Today was a very big day touring around the temples with our awesome tuk tuk driver. There is a $37 entry charge to enter the park and this gives you access to all of the temples in the area.

These temples are huge and the photos just don’t do them justice. It is amazing to think that people actually built these amazing structures without any form of modern machinery and the sheer precision of cuts and placements of the stones is amazing. Each stone has been placed in the perfect position to hold up the stone next to it and the design is that if one stone moves, the structure is no longer stable. Over the years trees have grown bigger around the structures and the root systems are causing movement, there are a lot of areas where parts of the temples have fallen and there are piles of boulders and columns lining the exterior walls. A small handful of the temples are also strapped up while the teams attempt to repair and reconstruct the temples to their original design.

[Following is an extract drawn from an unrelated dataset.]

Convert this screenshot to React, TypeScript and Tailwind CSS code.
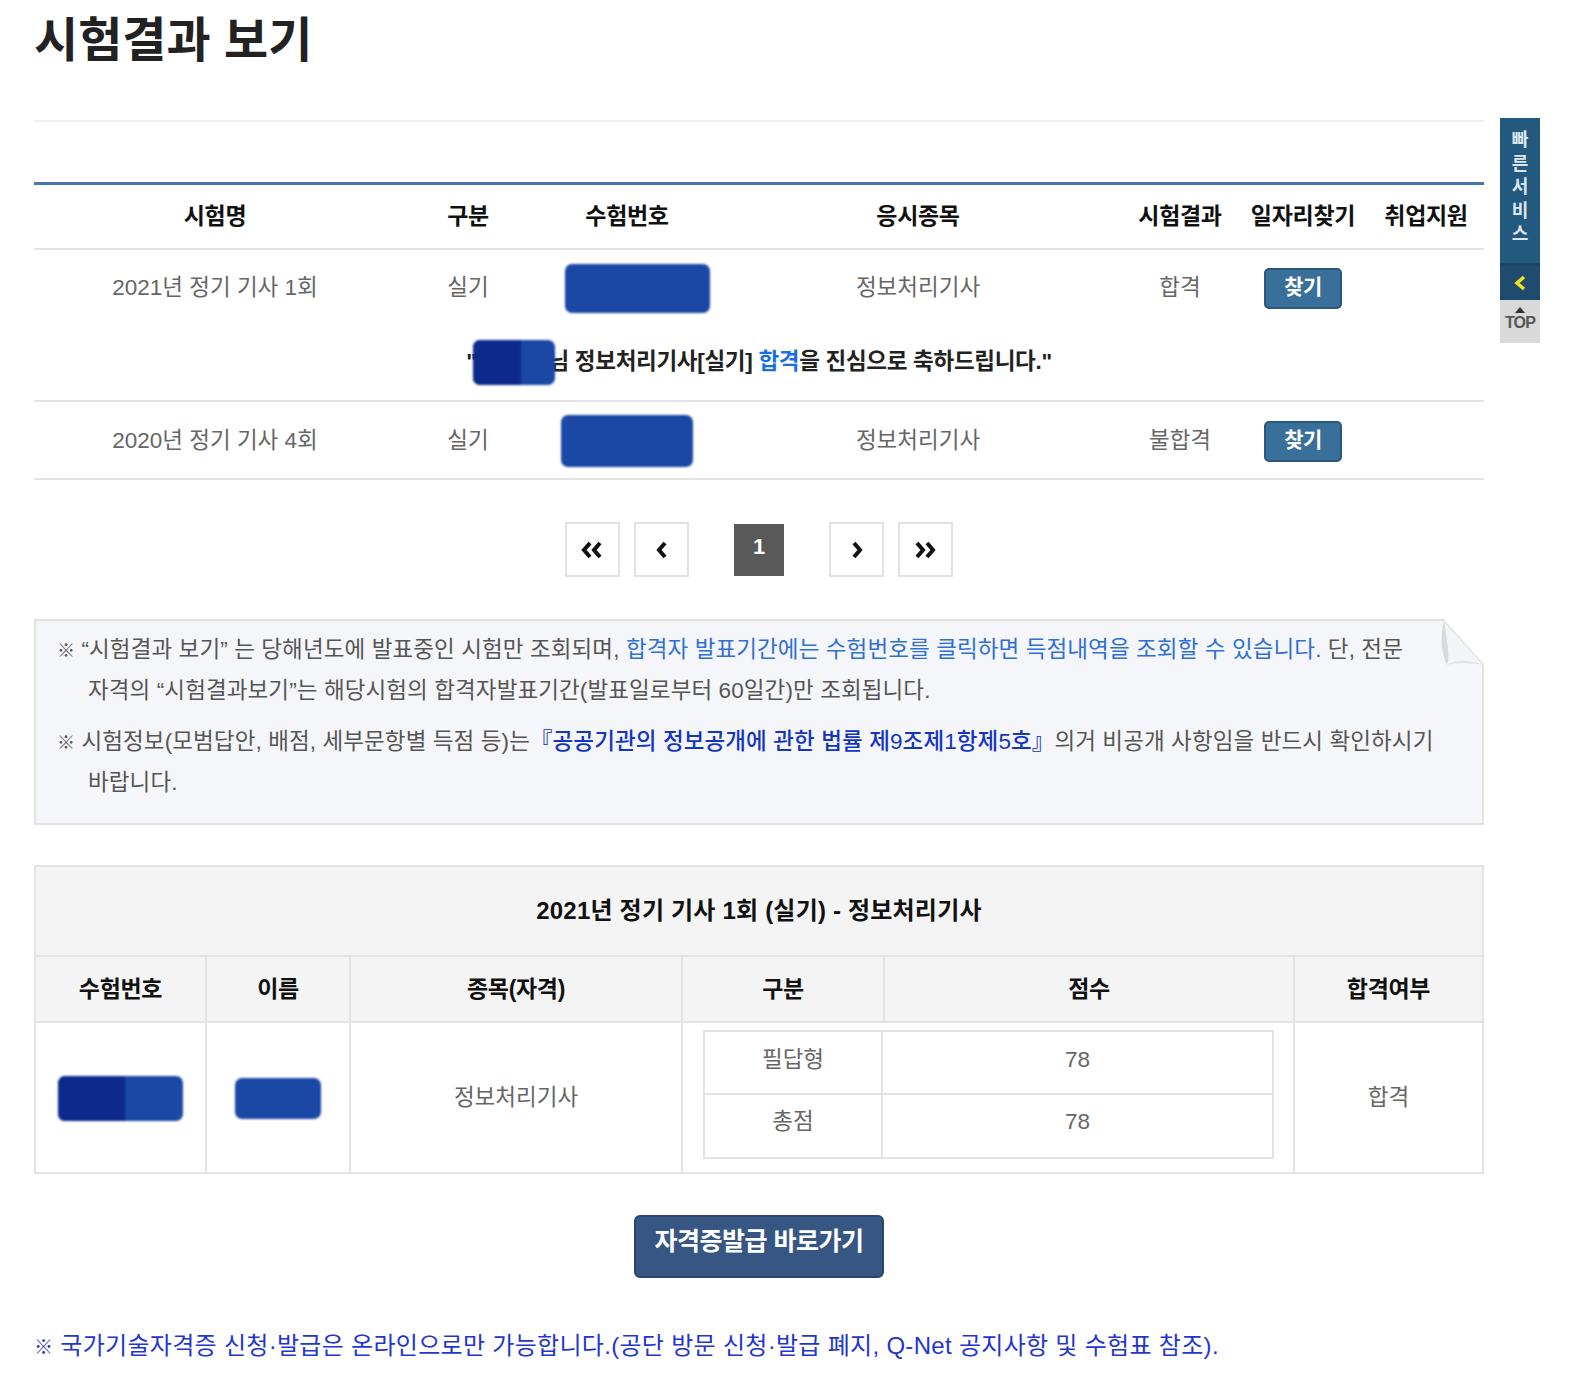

Most temples are surrounded by a giant stone wall and have huge grand entrances. You can only imagine what this would have looked like when they were constructed and how they would have been used.

As we only had one day to see the temples, we aimed to go through the top ones first. Yesterday we looked at Angkor Wat, Bayon, Angkor Tom, Ta Prohm. Our favourite was Angkor Tom, this temple was huge and had amazing carvings on the walls and many hallways inside. Steep steps take you up to the top floor where you can look down on the structures below and get a closer look at the huge sculptures which sit on top of the temple. Out of all the temples we looked at, this one was in the best condition and had very few props holding it together.

At the end of the day we went to Phnom Bakheng which is a 15 minute walk up a hill. At the top of the hill there are some very steep steps to climb the temple and gain access to the top, from here there is great place to view the sunset. Unfortunately with the very high humidity and heat yesterday and spending all day in the sun, once we arrived at the top of the temple we were not feeling well enough to stay up there the 2 hours to sunset, we then made our way back down the mountain. I do recommend though if you want to do the sunset up here that you get there around 3.30pm, there are 500-1000 people each day who come up to watch the sunset and unless you can get there early, you won’t be able to get a spot on the correct side of the temple to see the sunset. Places on top of the temple are also limited on a first in basis, no tickets are required.

The temples are a great experience and if you are ever in Siam Reap they are must see.

We have had a great time in Cambodia and this will be the first of many trips. I love how relaxed and laid back this country is, how nice the people are and how much there is to see. Tomorrow morning we head off to Saigon, my next update will be from Vietnam!